Nathaniel recently celebrated the one-year anniversary of his life-saving surgery, and his prognosis is good. Each month that goes by lowers the chances that his body will reject his transplanted liver. He has been weaned off of all but one of his 13 medications.
“Dr. Florman and his team were just amazing,” says Nathaniel’s father, Dennis Capelo. He and Nathaniel’s mother, Alexandra Ramos, remained at the hospital with their child during the five-month ordeal. Nothing could have prepared them for “the scariest time we ever had to deal with,” says Mr. Capelo, who has a 3-year-old son and 10-year-old daughter from a prior relationship.
He says, “We try to cherish every moment we have. We spend as much time as possible with all of the kids and each other and hope for the best.” He and Ms. Ramos have remained close to Nathaniel’s former Mount Sinai nurses and send them photos and videos to mark their toddler’s milestones, including his first steps. “They became like family to us,” Mr. Capelo says.

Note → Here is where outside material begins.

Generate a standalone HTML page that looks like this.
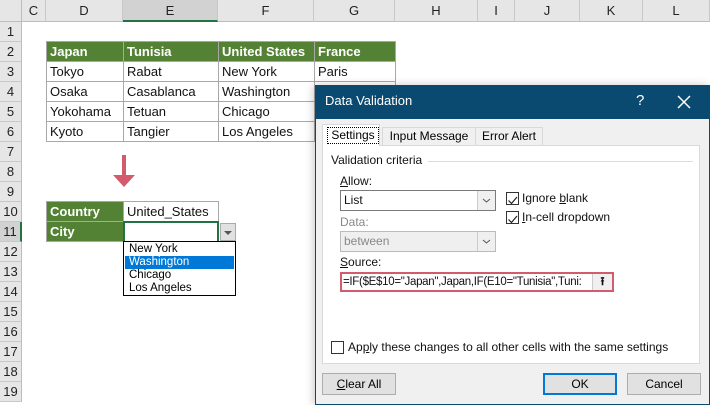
<!DOCTYPE html><html><head><style>
body{margin:0;width:710px;height:405px;overflow:hidden;background:#fff;font-family:"Liberation Sans",sans-serif;position:relative}
.a{position:absolute;box-sizing:border-box}
.ch{top:0;height:22px;background:#e6e6e6;border-right:1px solid #c8c8c8;border-bottom:1px solid #bdbdbd;font-size:13px;color:#222;text-align:center;line-height:22px}
.rh{left:0;width:22px;height:20px;background:#e6e6e6;border-bottom:1px solid #c8c8c8;border-right:1px solid #bdbdbd;font-size:13px;color:#222;text-align:center;line-height:20px}
.c{height:21px;border:1px solid #a8a8a8;font-size:13px;line-height:19px;padding-left:3px;color:#111}
.g{background:#548235;color:#fff;font-weight:bold}
.d{font-size:12px;color:#111}
.cb{width:13px;height:13px;border:1px solid #333;background:#fff}
.btn{height:22px;background:#e1e1e1;border:1px solid #adadad;font-size:12px;text-align:center;line-height:20px}
</style></head><body>
<div class="a" style="left:0;top:0;width:22px;height:22px;background:#e6e6e6;border-right:1px solid #bdbdbd;border-bottom:1px solid #bdbdbd"></div>
<div class="a ch" style="left:22px;width:24px">C</div>
<div class="a ch" style="left:46px;width:77px">D</div>
<div class="a ch" style="left:123px;width:95px;background:#d2d2d2;border-bottom:2px solid #217346">E</div>
<div class="a ch" style="left:218px;width:96px">F</div>
<div class="a ch" style="left:314px;width:81px">G</div>
<div class="a ch" style="left:395px;width:83px">H</div>
<div class="a ch" style="left:478px;width:37px">I</div>
<div class="a ch" style="left:515px;width:65px">J</div>
<div class="a ch" style="left:580px;width:63px">K</div>
<div class="a ch" style="left:643px;width:67px">L</div>
<div class="a rh" style="top:22px">1</div><div class="a rh" style="top:42px">2</div><div class="a rh" style="top:62px">3</div><div class="a rh" style="top:82px">4</div><div class="a rh" style="top:102px">5</div><div class="a rh" style="top:122px">6</div><div class="a rh" style="top:142px">7</div><div class="a rh" style="top:162px">8</div><div class="a rh" style="top:182px">9</div><div class="a rh" style="top:202px">10</div><div class="a rh" style="top:222px;background:#d2d2d2;border-right:2px solid #217346">11</div><div class="a rh" style="top:242px">12</div><div class="a rh" style="top:262px">13</div><div class="a rh" style="top:282px">14</div><div class="a rh" style="top:302px">15</div><div class="a rh" style="top:322px">16</div><div class="a rh" style="top:342px">17</div><div class="a rh" style="top:362px">18</div><div class="a rh" style="top:382px">19</div>
<!-- table -->
<div class="a c g" style="left:46px;top:41px;width:78px">Japan</div><div class="a c g" style="left:123px;top:41px;width:96px">Tunisia</div><div class="a c g" style="left:218px;top:41px;width:97px">United States</div><div class="a c g" style="left:314px;top:41px;width:82px">France</div>
<div class="a c" style="left:46px;top:61px;width:78px">Tokyo</div><div class="a c" style="left:123px;top:61px;width:96px">Rabat</div><div class="a c" style="left:218px;top:61px;width:97px">New York</div><div class="a c" style="left:314px;top:61px;width:82px">Paris</div>
<div class="a c" style="left:46px;top:81px;width:78px">Osaka</div><div class="a c" style="left:123px;top:81px;width:96px">Casablanca</div><div class="a c" style="left:218px;top:81px;width:97px">Washington</div><div class="a c" style="left:314px;top:81px;width:82px"></div>
<div class="a c" style="left:46px;top:101px;width:78px">Yokohama</div><div class="a c" style="left:123px;top:101px;width:96px">Tetuan</div><div class="a c" style="left:218px;top:101px;width:97px">Chicago</div><div class="a c" style="left:314px;top:101px;width:82px"></div>
<div class="a c" style="left:46px;top:121px;width:78px">Kyoto</div><div class="a c" style="left:123px;top:121px;width:96px">Tangier</div><div class="a c" style="left:218px;top:121px;width:97px">Los Angeles</div><div class="a c" style="left:314px;top:121px;width:82px"></div>
<svg class="a" style="left:112px;top:153px" width="24" height="36"><rect x="10" y="2" width="4" height="24" fill="#d35b6e"/><path d="M1 22 L12 34 L23 22 Z" fill="#d35b6e"/></svg>
<div class="a c g" style="left:46px;top:201px;width:78px">Country</div><div class="a c" style="left:123px;top:201px;width:96px">United_States</div>
<div class="a c g" style="left:46px;top:221px;width:78px">City</div>
<div class="a" style="left:123px;top:221px;width:96px;height:22px;border:2px solid #217346;background:#fff"></div>
<div class="a" style="left:220px;top:223px;width:16px;height:18px;background:#e1e1e1;border:1px solid #aaa"><svg width="14" height="16"><path d="M3 7 L11 7 L7 11Z" fill="#555"/></svg></div>
<div class="a" style="left:123px;top:241px;width:113px;height:55px;border:1px solid #000;background:#fff;font-size:11.5px;line-height:13px;padding:1px 0 0 1px">
<div style="padding-left:4px">New York</div><div style="padding-left:4px;background:#0078d7;color:#fff;margin-right:1px">Washington</div><div style="padding-left:4px">Chicago</div><div style="padding-left:4px">Los Angeles</div></div>
<!-- dialog -->
<div class="a" style="left:315px;top:85px;width:395px;height:320px;background:#f0f0f0;border:1px solid #0b4a70;box-shadow:-2px 0 8px rgba(0,0,0,.2)"></div>
<div class="a" style="left:315px;top:85px;width:395px;height:34px;background:#0b4a70;color:#fff;font-size:13px;line-height:32px;padding-left:10px">Data Validation<span style="position:absolute;left:321px;font-size:15px">?</span><svg style="position:absolute;left:362px;top:10px" width="14" height="14"><path d="M1 1L13 13M13 1L1 13" stroke="#fff" stroke-width="1.5"/></svg></div>
<div class="a" style="left:322px;top:145px;width:378px;height:219px;background:#fff;border:1px solid #d9d9d9"></div>
<div class="a" style="left:322px;top:124px;width:58px;height:22px;background:#fff;border:1px solid #d9d9d9;border-bottom:none"></div>
<div class="a" style="left:327px;top:127px;width:52px;height:17px;border:1px dotted #000;font-size:12px;line-height:15px;text-align:center">Settings</div>
<div class="a" style="left:382px;top:127px;width:94px;height:18px;background:#f0f0f0;border:1px solid #d9d9d9;border-bottom:none;font-size:12px;line-height:17px;text-align:center">Input Message</div>
<div class="a" style="left:475px;top:127px;width:68px;height:18px;background:#f0f0f0;border:1px solid #d9d9d9;border-bottom:none;font-size:12px;line-height:17px;text-align:center">Error Alert</div>
<div class="a d" style="left:331px;top:153px">Validation criteria</div>
<div class="a" style="left:428px;top:161px;width:265px;height:1px;background:#dcdcdc"></div>
<div class="a d" style="left:340px;top:174px"><u>A</u>llow:</div>
<div class="a d" style="left:340px;top:190px;width:156px;height:21px;border:1px solid #7a7a7a;background:#fff;line-height:19px;padding-left:3px">List<div style="position:absolute;right:0;top:0;width:17px;height:19px;border-left:1px solid #ccc;background:#f0f0f0"><svg width="17" height="19"><path d="M5 8L8.5 11L12 8" stroke="#555" fill="none"/></svg></div></div>
<div class="a cb" style="left:506px;top:192px"><svg width="11" height="11"><path d="M1.5 5.5L4.5 8.5L10 2" stroke="#222" fill="none" stroke-width="1.2"/></svg></div>
<div class="a d" style="left:522px;top:191px">Ignore <u>b</u>lank</div>
<div class="a cb" style="left:506px;top:211px"><svg width="11" height="11"><path d="M1.5 5.5L4.5 8.5L10 2" stroke="#222" fill="none" stroke-width="1.2"/></svg></div>
<div class="a d" style="left:522px;top:210px"><u>I</u>n-cell dropdown</div>
<div class="a d" style="left:340px;top:215px;color:#888">Data:</div>
<div class="a d" style="left:340px;top:231px;width:156px;height:21px;border:1px solid #bbb;background:#efefef;line-height:19px;padding-left:3px;color:#888">between<div style="position:absolute;right:0;top:0;width:17px;height:19px;border-left:1px solid #ccc"><svg width="17" height="19"><path d="M5 8L8.5 11L12 8" stroke="#555" fill="none"/></svg></div></div>
<div class="a d" style="left:340px;top:255px"><u>S</u>ource:</div>
<div class="a" style="left:340px;top:272px;width:274px;height:20px;border:2px solid #d35b6e;background:#fff;line-height:16px;padding-left:1px;white-space:nowrap;overflow:hidden;font-size:11.5px;letter-spacing:-0.3px;color:#111">=IF($E$10="Japan",Japan,IF(E10="Tunisia",Tuni:<div style="position:absolute;right:0;top:0;width:19px;height:16px;border-left:1px solid #ccc;background:#f0f0f0;text-align:center;font-weight:bold;letter-spacing:0">&#x2B71;</div></div>
<div class="a cb" style="left:331px;top:341px"></div>
<div class="a d" style="left:348px;top:340px">Ap<u>p</u>ly these changes to all other cells with the same settings</div>
<div class="a btn" style="left:322px;top:373px;width:74px"><u>C</u>lear All</div>
<div class="a btn" style="left:543px;top:373px;width:74px;border:2px solid #0078d7;line-height:18px">OK</div>
<div class="a btn" style="left:627px;top:373px;width:74px">Cancel</div>
</body></html>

One of Nathaniel’s physicians, Ronen Arnon, MD, Professor of Pediatrics, Hepatology, and Liver Transplantation at the Icahn School of Medicine at Mount Sinai, remembers how “Nathaniel struggled to survive. The first months of his life were spent in a hospital bed rather than at home, and his first friends were his doctors and nurses. He suffered from eating and breathing difficulties and he could barely move due to his swollen abdomen.”
Another of his physicians was John Bucuvalas, MD, Chief of Pediatric Hepatology, Professor of Pediatrics, and Director of Solid Organ Transplant Outreach, Jack and Lucy Clark Department of Pediatrics, and Mount Sinai Kravis Children’s Hospital. “Today, Nathaniel is an active toddler and exploring his world. He won’t remember the transplant,” Dr. Bucuvalas says. “But for his parents, the Intensive Care Unit, P5 (Pediatric floor 5) teams, and the liver team, the series of events are etched in our memory and remind us of why we do what we do.”